DATASET SECTION –
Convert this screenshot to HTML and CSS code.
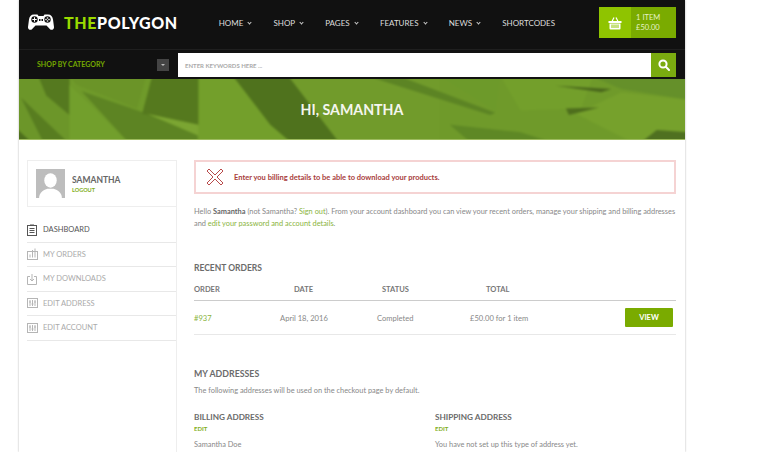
FILE: index.html
```html
<!DOCTYPE html>
<html lang="en">
<head>
    <meta charset="UTF-8">
    <title>The Polygon - My Account</title>
    <link rel="stylesheet" href="styles.css">
</head>
<body>
    <div class="page">
        <header class="top">
            <a class="logo">
                <svg class="pad" viewBox="0 0 26 17" width="26" height="17">
                    <path fill="#fff" d="M6 .5h3.500l1 1.500h5l1-1.500H20c3 0 4.600 2 5 5l1 7.500c.2 2.500-2.500 3.800-4.200 2L18.500 11.500h-11L4.200 15c-1.700 1.800-4.400.5-4.200-2l1-7.500C1.400 2.500 3 .5 6 .5z"/>
                    <circle cx="6.500" cy="5.500" r="3.200" fill="#111"/>
                    <path fill="#fff" d="M6 3.300h1v1.700h1.700v1H7v1.700H6V6H4.300V5H6z"/>
                    <circle cx="19.500" cy="5.500" r="3.200" fill="#111"/>
                    <circle cx="19.500" cy="4" r=".8" fill="#fff"/>
                    <circle cx="19.500" cy="7" r=".8" fill="#fff"/>
                    <circle cx="18" cy="5.500" r=".8" fill="#fff"/>
                    <circle cx="21" cy="5.500" r=".8" fill="#fff"/>
                    <path fill="#111" d="M11 5h1.500v2H11zM13.500 5H15v2h-1.500z"/>
                </svg>
                <span class="logo-text"><b>THE</b>POLYGON</span>
            </a>
            <nav class="menu">
                <a>Home <i class="caret"></i></a>
                <a>Shop <i class="caret"></i></a>
                <a>Pages <i class="caret"></i></a>
                <a>Features <i class="caret"></i></a>
                <a>News <i class="caret"></i></a>
                <a>Shortcodes</a>
            </nav>
            <div class="cart">
                <div class="cart-icon">
                    <svg viewBox="0 0 14 14" width="14" height="14" fill="none" stroke="#fff">
                        <path stroke-width="1.200" d="M4 5.500L6 1.500M10 5.500L8 1.500"/>
                        <path fill="#fff" stroke="none" d="M.5 5h13v2H.5zM1.500 7.500h11v5a1 1 0 0 1-1 1h-9a1 1 0 0 1-1-1z"/>
                        <path stroke="#8fc400" stroke-width="1" d="M4 8.500v3.500M6 8.500v3.500M8 8.500v3.500M10 8.500v3.500"/>
                    </svg>
                </div>
                <div class="cart-info">1 Item<br>£50.00</div>
            </div>
        </header>

        <div class="searchbar">
            <div class="category">
                <span>Shop by category</span>
                <i class="cat-toggle"></i>
            </div>
            <div class="search">
                <span class="placeholder">Enter keywords here ...</span>
                <div class="search-btn">
                    <svg viewBox="0 0 12 12" width="12" height="12" fill="none" stroke="#fff" stroke-width="2">
                        <circle cx="5" cy="5" r="3.600"/>
                        <path stroke-linecap="round" d="M7.800 7.800L11 11"/>
                    </svg>
                </div>
            </div>
        </div>

        <section class="hero">
            <svg class="hero-bg" viewBox="0 0 666 61" preserveAspectRatio="none">
                <rect width="666" height="61" fill="#6f9a2a"/>
                <!-- left half -->
                <path fill="#6c9629" d="M0 0h53v61H0z"/>
                <path fill="#55791f" d="M22 0h31v36L30 18z"/>
                <path fill="#587d20" d="M5 20l46 41H27z"/>
                <path fill="#4e6f1d" d="M0 48l15 13H0z"/>
                <path fill="#6b9428" d="M53 0h76l-9 30-60-22z"/>
                <path fill="#729f2c" d="M53 8l58 53H53z"/>
                <path fill="#5d8423" d="M65 14l65 21 50 20v6h-69z"/>
                <path fill="#55791e" d="M135 0h46v46l-56-11z"/>
                <path fill="#7ba532" d="M130 35l51 10v10z"/>
                <path fill="#739f2b" d="M181 0h34l65 61h-99z"/>
                <path fill="#4f721d" d="M215 0h55l50 61h-48l-20-16z"/>
                <path fill="#719b2b" d="M270 0h150v61H320z"/>
                <!-- right half -->
                <path fill="#5c8424" d="M355 2l30 0 90 32-5 2z"/>
                <path fill="#6d9a2a" d="M420 0h60l-5 32z"/>
                <path fill="#739f2b" d="M480 0h92l-12 30-60 2z"/>
                <path fill="#5e8825" d="M430 45l70 7 30 9h-80z"/>
                <path fill="#65902a" d="M570 0h96v22l-66-10z"/>
                <path fill="#76a12c" d="M555 35l45-20 66 7v39h-56z"/>
                <path fill="#4a681c" d="M535 9l55 3-10 3z"/>
                <path fill="#4e6e1d" d="M545 30l33-1-30 7z"/>
                <path fill="#4f7020" d="M620 61l15-11 31 2v9z"/>
            </svg>
            <h1>Hi, Samantha</h1>
        </section>

        <div class="content">
            <aside class="side">
                <div class="user-box">
                    <div class="avatar">
                        <svg viewBox="0 0 28 28" width="29" height="29">
                            <rect width="28" height="28" fill="#bdbdbd"/>
                            <ellipse cx="14" cy="11" rx="6" ry="7" fill="#fff"/>
                            <path fill="#fff" d="M3 28c0-6 5-8 8-9h6c3 1 8 3 8 9z"/>
                        </svg>
                    </div>
                    <div>
                        <div class="user-name">Samantha</div>
                        <a class="logout">Logout</a>
                    </div>
                </div>
                <ul class="side-nav">
                    <li class="active">
                        <svg viewBox="0 0 11 12" width="11" height="12" fill="none" stroke="#555"><rect x=".5" y="1.500" width="9" height="10"/><path d="M3 1h4M2.500 4.500h5M2.500 6.500h5M2.500 8.500h5"/></svg>
                        Dashboard
                    </li>
                    <li>
                        <svg viewBox="0 0 11 12" width="11" height="12" fill="none" stroke="#b5b5b5"><rect x=".5" y="3.500" width="10" height="8"/><path d="M3 9.500v-3M5.500 9.500V2M8 9.500V.5"/></svg>
                        My orders
                    </li>
                    <li>
                        <svg viewBox="0 0 11 12" width="11" height="12" fill="none" stroke="#b5b5b5"><path d="M3 3.500H.5v8h9v-8H7M5 1v7M3 6l2 2 2-2"/></svg>
                        My downloads
                    </li>
                    <li>
                        <svg viewBox="0 0 11 12" width="11" height="12" fill="none" stroke="#b5b5b5"><rect x=".5" y="1.500" width="10" height="9"/><path d="M3 3v6M5.500 3v6M8 3v6M2 5h2M4.500 7h2M7 5h2"/></svg>
                        Edit address
                    </li>
                    <li>
                        <svg viewBox="0 0 11 12" width="11" height="12" fill="none" stroke="#b5b5b5"><rect x=".5" y="1.500" width="10" height="9"/><path d="M3 3v6M5.500 3v6M8 3v6M2 5h2M4.500 7h2M7 5h2"/></svg>
                        Edit account
                    </li>
                </ul>
            </aside>

            <main class="main">
                <div class="alert">
                    <svg viewBox="0 0 18 18" width="18" height="18" fill="none" stroke="#b84a4a" stroke-width="1">
                        <path d="M1 3L3 1l6 6 6-6 2 2-6 6 6 6-2 2-6-6-6 6-2-2 6-6z"/>
                    </svg>
                    <span>Enter you billing details to be able to download your products.</span>
                </div>
                <p class="intro">Hello <b>Samantha</b> (not Samantha? <a>Sign out</a>). From your account dashboard you can view your recent orders, manage your shipping and billing addresses and <a>edit your password and account details</a>.</p>

                <h2 class="orders-title">Recent orders</h2>
                <div class="orders-head">
                    <span class="col-order">Order</span>
                    <span class="col-date">Date</span>
                    <span class="col-status">Status</span>
                    <span class="col-total">Total</span>
                </div>
                <div class="orders-row">
                    <a class="col-order">#937</a>
                    <span class="col-date">April 18, 2016</span>
                    <span class="col-status">Completed</span>
                    <span class="col-total">£50.00 for 1 item</span>
                    <a class="view-btn">View</a>
                </div>

                <h2 class="addr-title">My addresses</h2>
                <p class="addr-note">The following addresses will be used on the checkout page by default.</p>
                <div class="addresses">
                    <div>
                        <h3>Billing address</h3>
                        <a class="edit">Edit</a>
                        <p>Samantha Doe</p>
                    </div>
                    <div>
                        <h3>Shipping address</h3>
                        <a class="edit">Edit</a>
                        <p>You have not set up this type of address yet.</p>
                    </div>
                </div>
            </main>
        </div>
    </div>
</body>
</html>
```

FILE: styles.css
```css
* {
    margin: 0;
    padding: 0;
    box-sizing: border-box;
}
html, body {
    height: 452px;
    overflow: hidden;
    background: white;
}
body {
    font-family: Lato, 'Open Sans', sans-serif;
    font-size: 8px;
    color: #777;
}
.page {
    position: relative;
    width: 666px;
    height: 452px;
    margin-left: 19px;
    box-shadow: 0 0 2px rgba(0, 0, 0, 0.3);
    background: white;
}
.top {
    display: flex;
    align-items: center;
    height: 50px;
    padding: 0 9px 4px;
    background: #111;
    border-bottom: 1px solid #1f1f1f;
}
.logo {
    display: flex;
    align-items: center;
    width: 191px;
    gap: 10px;
}
.logo-text {
    font-size: 16px;
    font-weight: 900;
    letter-spacing: 0.6px;
    color: #fff;
}
.logo-text b {
    color: #9bdb00;
    font-weight: 900;
}
.menu {
    display: flex;
    width: 381px;
    gap: 22.200px;
}
.menu a {
    font-size: 8px;
    text-transform: uppercase;
    color: #ddd;
    white-space: nowrap;
}
.caret {
    display: inline-block;
    width: 3px;
    height: 3px;
    margin: 0 0 2px 3px;
    border-right: 1px solid #ccc;
    border-bottom: 1px solid #ccc;
    transform: rotate(45deg);
}
.cart {
    display: flex;
    width: 77px;
    height: 31px;
    color: #e6f2c8;
    font-size: 7.500px;
    line-height: 10px;
    text-transform: uppercase;
}
.cart-icon {
    display: flex;
    align-items: center;
    justify-content: center;
    width: 32px;
    background: #8fc400;
}
.cart-info {
    flex: 1;
    padding: 6px 0 0 5px;
    background: #7aab00;
}
.searchbar {
    display: flex;
    height: 29px;
    padding: 3px 9px 2px 0;
    background: #111;
}
.category {
    display: flex;
    align-items: center;
    justify-content: space-between;
    width: 159px;
    padding: 0 9px 0 18px;
    font-size: 7px;
    font-weight: 700;
    text-transform: uppercase;
    color: #74a800;
}
.category span {
    margin-bottom: 3px;
}
.cat-toggle {
    width: 12px;
    height: 12px;
    background: #444;
    position: relative;
}
.cat-toggle::after {
    content: "";
    position: absolute;
    left: 4px;
    top: 5px;
    border: 2px solid transparent;
    border-top-color: #bbb;
}
.search {
    display: flex;
    flex: 1;
    align-items: center;
    justify-content: space-between;
    background: #fff;
}
.placeholder {
    padding-left: 7px;
    font-size: 6px;
    font-weight: 700;
    text-transform: uppercase;
    color: #aaa;
}
.search-btn {
    display: flex;
    align-items: center;
    justify-content: center;
    width: 25px;
    height: 100%;
    background: #7aab10;
}
.hero {
    position: relative;
    display: flex;
    align-items: center;
    justify-content: center;
    height: 61px;
    overflow: hidden;
    border-bottom: 1px solid #9dbb5e;
}
.hero-bg {
    position: absolute;
    left: -3px;
    top: -3px;
    width: calc(100% + 6px);
    height: calc(100% + 6px);
    filter: blur(1px);
}
.hero h1 {
    position: relative;
    font-size: 14.200px;
    font-weight: 700;
    text-transform: uppercase;
    color: #f4f6ee;
}
.content {
    display: flex;
    padding: 20px 9px 0 8px;
    gap: 17px;
}
.side {
    width: 150px;
    flex-shrink: 0;
    min-height: 312px;
    border-right: 1px solid #eee;
}
.user-box {
    display: flex;
    align-items: center;
    gap: 7px;
    width: 150px;
    height: 47px;
    padding-left: 8px;
    border: 1px solid #eee;
}
.avatar {
    height: 29px;
}
.user-name {
    font-size: 8.500px;
    font-weight: 700;
    text-transform: uppercase;
    color: #666;
}
.logout {
    display: block;
    margin-top: 2px;
    font-size: 5.500px;
    font-weight: 700;
    text-transform: uppercase;
    color: #7fae1a;
}
.side-nav {
    list-style: none;
    margin-top: 11px;
}
.side-nav li {
    display: flex;
    align-items: center;
    gap: 5px;
    height: 24.500px;
    font-size: 7.500px;
    text-transform: uppercase;
    color: #aaa;
    border-bottom: 1px solid #e8e8e8;
}
.side-nav .active {
    color: #555;
}
.main {
    flex: 1;
    min-width: 0;
}
.alert {
    display: flex;
    align-items: center;
    gap: 10px;
    height: 34px;
    padding-left: 10px;
    border: 2px solid #f5d3d3;
    font-size: 7.500px;
    font-weight: 700;
    color: #a83c3c;
}
.intro {
    margin-top: 12px;
    font-size: 7.400px;
    line-height: 12px;
    color: #888;
}
.intro b {
    color: #666;
}
.intro a {
    color: #8ab43c;
}
.orders-title {
    margin-top: 33px;
    font-size: 8.500px;
    font-weight: 700;
    text-transform: uppercase;
    color: #6b6b6b;
}
.orders-head, .orders-row {
    position: relative;
    display: flex;
    align-items: center;
}
.orders-head {
    height: 22px;
    margin-top: 6px;
    font-size: 7.500px;
    font-weight: 700;
    text-transform: uppercase;
    color: #777;
    border-bottom: 1px solid #ccc;
}
.orders-row {
    height: 34px;
    font-size: 7.600px;
    color: #888;
    border-bottom: 1px solid #e8e8e8;
}
.col-order { width: 86px; color: inherit; }
.orders-row .col-order { color: #8ab43c; }
.col-date { width: 97px; padding-left: 14px; }
.orders-row .col-date { padding-left: 0; }
.col-status { width: 97px; }
.orders-head .col-status { padding-left: 5px; width: 109px; }
.orders-row .col-total { margin-left: -4px; }
.view-btn {
    margin-left: auto;
    margin-right: 3px;
    width: 48px;
    height: 19px;
    line-height: 19px;
    text-align: center;
    background: #7aab00;
    color: #fff;
    font-size: 7.500px;
    font-weight: 700;
    text-transform: uppercase;
    border-radius: 1px;
}
.addr-title {
    margin-top: 33px;
    font-size: 8.800px;
    font-weight: 700;
    text-transform: uppercase;
    color: #6b6b6b;
}
.addr-note {
    margin-top: 7px;
    font-size: 7.400px;
    color: #888;
}
.addresses {
    display: grid;
    grid-template-columns: 241px 1fr;
    margin-top: 17px;
}
.addresses h3 {
    font-size: 8.200px;
    font-weight: 700;
    text-transform: uppercase;
    color: #6b6b6b;
}
.edit {
    display: block;
    margin-top: 3px;
    font-size: 6px;
    font-weight: 700;
    text-transform: uppercase;
    color: #7fae1a;
}
.addresses p {
    margin-top: 8px;
    font-size: 7.400px;
    color: #888;
}
```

STATED TASK – Which lines of the data above contain "this"? Copy each one.

WRITTEN RESPONSE –
Convert this screenshot to HTML and CSS code.
                        <p>You have not set up this type of address yet.</p>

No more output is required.